7. Needs, Wants, Moderation, and Budgets

Needs vs. Wants

“Do I need this or do I just want this?” Such a simple question, but such a game-changer. Separating needs and wants is a great way to keep on the fast track to wealth.

After graduation, I realized I needed a car to get around. After landing a good job, car payments were not going to be an issue for me. Ever since high school, I have wanted a BMW M3. My father got me into cars growing up and I had always dreamed of having a slew of some badass vehicles.

After some research, I found out the purchase cost of the car was high, the maintenance/insurance costs were even higher, and the reliability factor was mediocre at best. Even though I really wanted that car, I couldn’t justify it financially.

This was one of my first real “needs vs. wants” heartbreakers. The decision hurt, but I resisted and without even knowing it I was on the right path toward financial freedom. 


Although controlling your wants is important, keeping yourself sane in our chaotic lives is essential. Moderation is key to my financial health.  

Each year my family goes on a weeklong beach vacation to the Outer Banks, NC. Our trip sets us back $2,000 every year, but It gives us a chance to kick back, relax, and blow off some steam. The money is well worth the mental reboot it gives us.

 There is nothing wrong with rewarding yourself once in a while. You are only young once and life doesn’t give re-dos.  Be responsible, have fun, and if you find your rewards placing your financial goals in jeopardy, some reconsideration may be in order.


Budgeting your monthly expenses is a must, don’t just wing it. Budgets can be done mentally, on paper, or with some great online budgeting apps. There’s no excuse for creating a budget and failing to stick to it.
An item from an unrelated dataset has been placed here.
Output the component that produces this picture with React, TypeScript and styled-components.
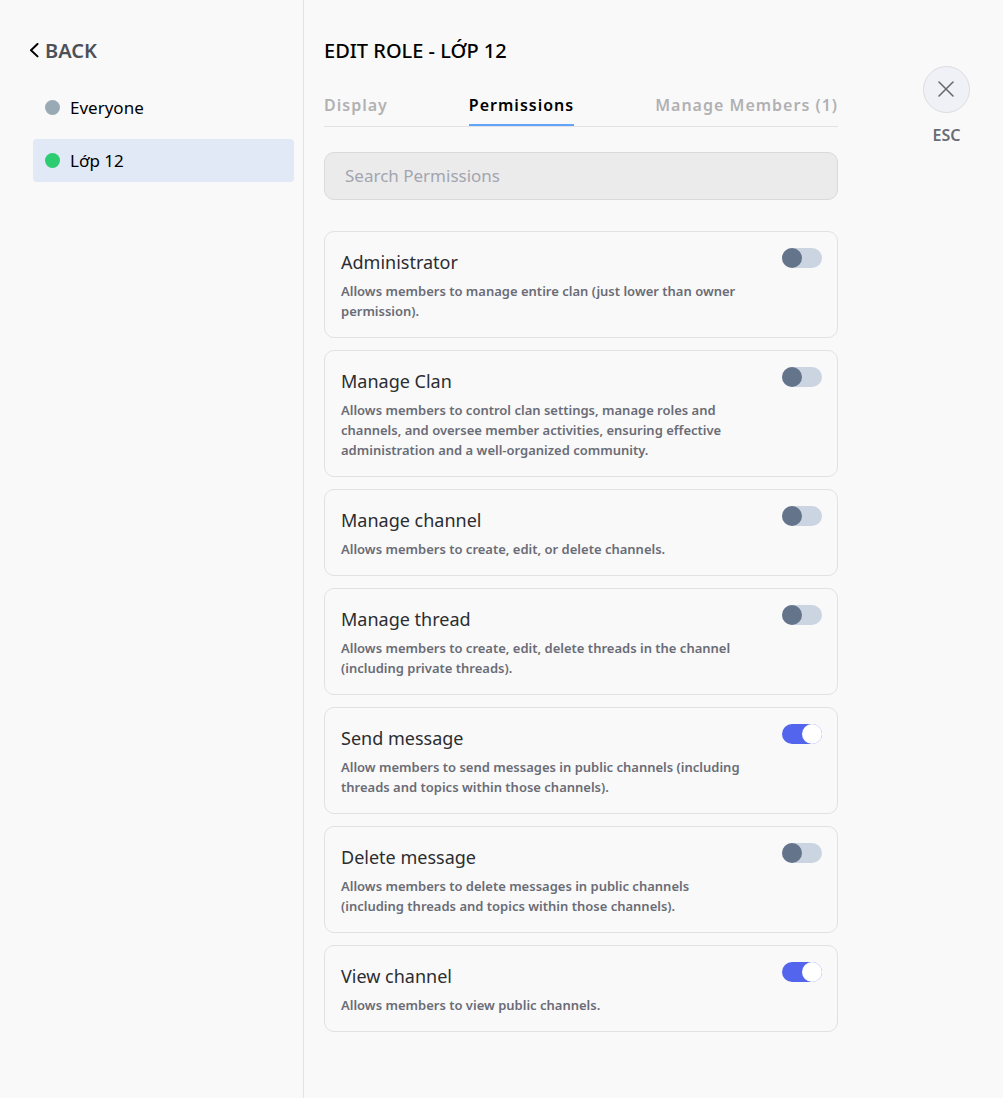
import React, { useState } from "react";
import styled, { createGlobalStyle } from "styled-components";

const GlobalStyle = createGlobalStyle`
  *, *::before, *::after { box-sizing: border-box; }
  body {
    margin: 0;
    background: #f9f9f9;
    color: #000;
    font-family: "Noto Sans", "Open Sans", sans-serif;
  }
  button, input { font: inherit; }
  h1, h2, p, ul { margin: 0; padding: 0; }
`;

const Page = styled.div`
  display: flex;
  min-height: 100vh;
`;

const Sidebar = styled.aside`
  flex: 0 0 304px;
  padding: 36px 9px 0 33px;
  border-right: 1px solid #e3e3e6;
`;

const BackButton = styled.button`
  display: flex;
  align-items: center;
  gap: 4px;
  height: 30px;
  margin-left: -4px;
  padding: 0;
  border: 0;
  background: none;
  color: #4e5058;
  font-size: 20px;
  font-weight: 600;
  line-height: 30px;
  cursor: pointer;
`;

const RoleList = styled.ul`
  display: flex;
  flex-direction: column;
  gap: 10px;
  margin-top: 20px;
  list-style: none;
`;

const RoleButton = styled.button<{ $active: boolean }>`
  display: flex;
  align-items: center;
  gap: 10px;
  width: 100%;
  height: 43px;
  padding: 0 12px;
  border: 0;
  border-radius: 4px;
  background: ${(p) => (p.$active ? "#e1e8f6" : "transparent")};
  color: #000;
  font-size: 17px;
  cursor: pointer;
`;

const Dot = styled.span<{ $color: string }>`
  width: 15px;
  height: 15px;
  border-radius: 50%;
  background: ${(p) => p.$color};
`;

const Main = styled.main`
  flex: 1;
  min-width: 0;
  padding: 36px 20px 64px;
`;

const Title = styled.h1`
  font-size: 20px;
  font-weight: 500;
  line-height: 30px;
  text-transform: uppercase;
`;

const Tabs = styled.div`
  display: flex;
  justify-content: space-between;
  margin-top: 20px;
  border-bottom: 1px solid #e3e3e6;
`;

const Tab = styled.button<{ $active: boolean }>`
  height: 40px;
  padding: 0;
  border: 0;
  border-bottom: 2px solid ${(p) => (p.$active ? "#60a5fa" : "transparent")};
  background: none;
  color: ${(p) => (p.$active ? "#000" : "#b1b1b3")};
  font-size: 16px;
  font-weight: 600;
  letter-spacing: 1px;
  cursor: pointer;
`;

const Search = styled.input`
  display: block;
  width: 100%;
  height: 48px;
  margin-top: 25px;
  padding: 0 20px 2px;
  border: 1px solid #d9dadd;
  border-radius: 10px;
  outline: none;
  background: #ebebeb;
  color: #313338;
  font-size: 17px;
  &::placeholder { color: #a3a5b0; opacity: 1; }
`;

const PermissionList = styled.ul`
  display: flex;
  flex-direction: column;
  gap: 12px;
  margin-top: 31px;
  list-style: none;
`;

const Card = styled.li`
  display: flex;
  justify-content: space-between;
  align-items: flex-start;
  gap: 32px;
  padding: 16px 15px 16px 16px;
  border: 1px solid #e1e1e3;
  border-radius: 10px;
`;

const CardText = styled.div`
  min-width: 0;
`;

const Name = styled.label`
  display: block;
  color: #2b2d31;
  font-size: 18px;
  line-height: 28px;
`;

const Description = styled.p`
  margin-top: 5px;
  color: #6a6c76;
  font-size: 13px;
  font-weight: 600;
  line-height: 20px;
`;

const Switch = styled.input`
  flex: none;
  appearance: none;
  width: 40px;
  height: 20px;
  margin: 0;
  border-radius: 10px;
  background: #cbd5e1;
  cursor: pointer;
  &::before {
    content: "";
    display: block;
    width: 20px;
    height: 20px;
    border-radius: 50%;
    background: #64748b;
  }
  &:checked { background: #5265ec; }
  &:checked::before { margin-left: 20px; background: #fff; }
`;

const CloseColumn = styled.div`
  display: flex;
  flex: 0 0 145px;
  flex-direction: column;
  align-items: flex-end;
  padding: 66px 33px 0 0;
`;

const CloseGroup = styled.div`
  display: flex;
  flex-direction: column;
  align-items: center;
  gap: 12px;
`;

const CloseButton = styled.button`
  display: grid;
  place-items: center;
  width: 47px;
  height: 47px;
  padding: 0;
  border: 1px solid #dcdce1;
  border-radius: 50%;
  background: #f0f1f6;
  color: #64656f;
  cursor: pointer;
`;

const KeyHint = styled.span`
  color: #6a6c76;
  font-size: 16px;
  font-weight: 600;
  line-height: 20px;
`;

const roles = [
  { name: "Everyone", color: "#99aab5" },
  { name: "Lớp 12", color: "#2ecc71" },
];

const tabs = ["Display", "Permissions", "Manage Members (1)"];

const permissions = [
  { id: "administrator", name: "Administrator", text: "Allows members to manage entire clan (just lower than owner permission).", on: false },
  { id: "manage-clan", name: "Manage Clan", text: "Allows members to control clan settings, manage roles and channels, and oversee member activities, ensuring effective administration and a well-organized community.", on: false },
  { id: "manage-channel", name: "Manage channel", text: "Allows members to create, edit, or delete channels.", on: false },
  { id: "manage-thread", name: "Manage thread", text: "Allows members to create, edit, delete threads in the channel (including private threads).", on: false },
  { id: "send-message", name: "Send message", text: "Allow members to send messages in public channels (including threads and topics within those channels).", on: true },
  { id: "delete-message", name: "Delete message", text: "Allows members to delete messages in public channels (including threads and topics within those channels).", on: false },
  { id: "view-channel", name: "View channel", text: "Allows members to view public channels.", on: true },
];

export default function App() {
  const [role, setRole] = useState("Lớp 12");
  const [tab, setTab] = useState("Permissions");
  const [query, setQuery] = useState("");
  const shown = permissions.filter((p) => p.name.toLowerCase().includes(query.toLowerCase()));

  return (
    <Page>
      <GlobalStyle />
      <Sidebar>
        <BackButton type="button">
          <svg width="12" height="16" viewBox="0 0 12 16" fill="none" stroke="#000" strokeWidth="2" strokeLinecap="round" strokeLinejoin="round" aria-hidden="true">
            <path d="M8.500 1 2 7.200 8.500 13.400" />
          </svg>
          BACK
        </BackButton>
        <RoleList>
          {roles.map((r) => (
            <li key={r.name}>
              <RoleButton type="button" $active={r.name === role} onClick={() => setRole(r.name)}>
                <Dot $color={r.color} />
                {r.name}
              </RoleButton>
            </li>
          ))}
        </RoleList>
      </Sidebar>
      <Main>
        <Title>Edit role - {role}</Title>
        <Tabs role="tablist">
          {tabs.map((t) => (
            <Tab key={t} type="button" role="tab" aria-selected={t === tab} $active={t === tab} onClick={() => setTab(t)}>
              {t}
            </Tab>
          ))}
        </Tabs>
        <Search
          type="text"
          aria-label="Search Permissions"
          placeholder="Search Permissions"
          value={query}
          onChange={(e) => setQuery(e.target.value)}
        />
        <PermissionList>
          {shown.map((p) => (
            <Card key={p.id}>
              <CardText>
                <Name htmlFor={p.id}>{p.name}</Name>
                <Description>{p.text}</Description>
              </CardText>
              <Switch id={p.id} type="checkbox" role="switch" defaultChecked={p.on} />
            </Card>
          ))}
        </PermissionList>
      </Main>
      <CloseColumn>
        <CloseGroup>
          <CloseButton type="button" aria-label="Close">
            <svg width="17" height="17" viewBox="0 0 17 17" fill="none" stroke="currentColor" strokeWidth="1.5" strokeLinecap="round" aria-hidden="true">
              <path d="M1 1 15 15M15 1 1 15" />
            </svg>
          </CloseButton>
          <KeyHint>ESC</KeyHint>
        </CloseGroup>
      </CloseColumn>
    </Page>
  );
}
Read about 50 30 20 Budgeting

Take care of all your “needs” first. This should include funding your HSA, 401(k), and having an emergency fund. Create a budget that allows your financial goals to succeed.

8. Financial Goals and Distractions

Set financial goals for yourself along the way. Saving for a purpose helps push you to achieve that target.

One financial goal I made for myself in my 20s was saving enough cash for a 20% down payment for a $500k house. $100,000 seemed like a far-off goal at the time, but I was determined to get there. 

Financial goals don’t always have to be huge achievements. Celebrate the small victories as well. Saving $6000 for your Roth IRA is one hell of a goal each year.

I would be lying if I told you that fancy cars and watches don’t pique my interest. I would be lying if I told you eating out at the nicest restaurants in town wasn’t delicious. I would be lying if I told you I didn’t want to have the newest iPhone or latest MacBook.  

I indulge in the above practices on occasion, but making them a routine part of my lifestyle would directly conflict with my goal of saving enough to retire by 50. In other words, they are just distractions on my way to wealth. They are wants and not needs, they are my enemy. 

The strict frugal strategy is just not for me. Find a path that allows you to reach your life goals, sets up your retirement, and allows you to have some fun along the way. Kick your finances into high gear now so that you’ll be on cruise control later on!